Il est remarquable de constater que ces dérogations décrites au paragraphes 6 et 7 de l’article 5 quindecies précité ont le parfum de l’article 6 de la Convention européenne des droits de l’homme. Elles s’enracinent en quelque sorte dans les principes essentiels à la démocratie libérale dont l’UE se proclame le héraut. On peut donc présumer, sans tomber dans la divination, que ces exceptions seront reproduites dans les règlements européens futurs et ce, quelle que soit l’évolution de la situation géopolitique actuelle, même s’il s’aggrave.
Observons enfin que les autorisations dérogatoires susceptibles d’être demandées par les avocats et conseils juridiques européens sont en plus faible nombre que celles dont peuvent bénéficier d’autres prestataires, plus heureux (§11). Ils peuvent seulement requérir cette autorisation s’ils fournissent leurs prestations juridiques à des entités ou organismes russes qui poursuivent des fins humanitaires ou qui promeuvent la démocratie, les droits de l’homme ou l’état de droit en Russie (§10 a) et b)).
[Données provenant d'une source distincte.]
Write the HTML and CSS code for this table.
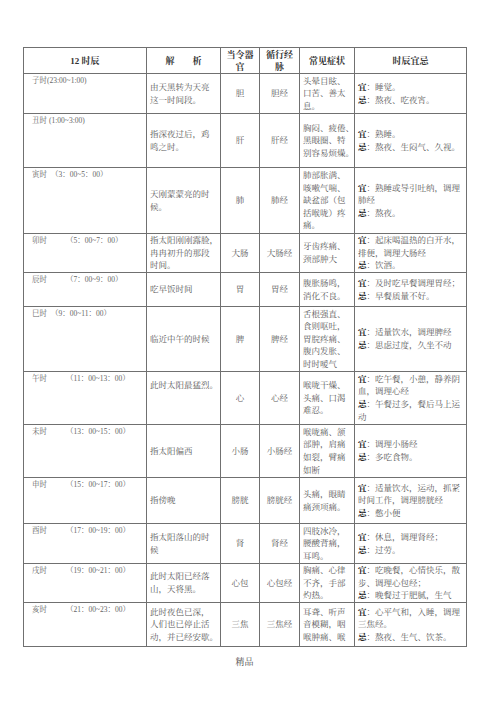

Ici aussi, les FAQ du Conseil de l’Union sont attendues. On se doute en effet que les notions de « fin humanitaire » et « d’état de droit en Russie » puissent faire l’objet d’une interprétation différente, selon que l’on partage, ou non, les vues du Conseil ou celles du Kremlin. Une nouveauté consiste en revanche pour le Conseil de l’UE à prescrire un délai de deux semaines à ladite autorité pour donner ou non ces autorisations (§12) qui, de toute manière, sont théoriques en droit des affaires. On ne sait pas au demeurant si l’absence de réponse dans ce délai sera interprétée comme un refus, comme c’est le cas en droit français [1], ou une acceptation implicite de la demande d’autorisation présentée.
Ce nouveau règlement s’inscrit dans une double tendance lourde : (i) l’accroissement de la population des personnes touchées directement ou indirectement par les sanctions et (ii) le passage de mesures restrictives ciblées fondées sur le lien existant entre les personnes visées et la situation géopolitique, à des mesures de portée plus générale affectant sans distinction des personnes au regard de leur seule nationalité.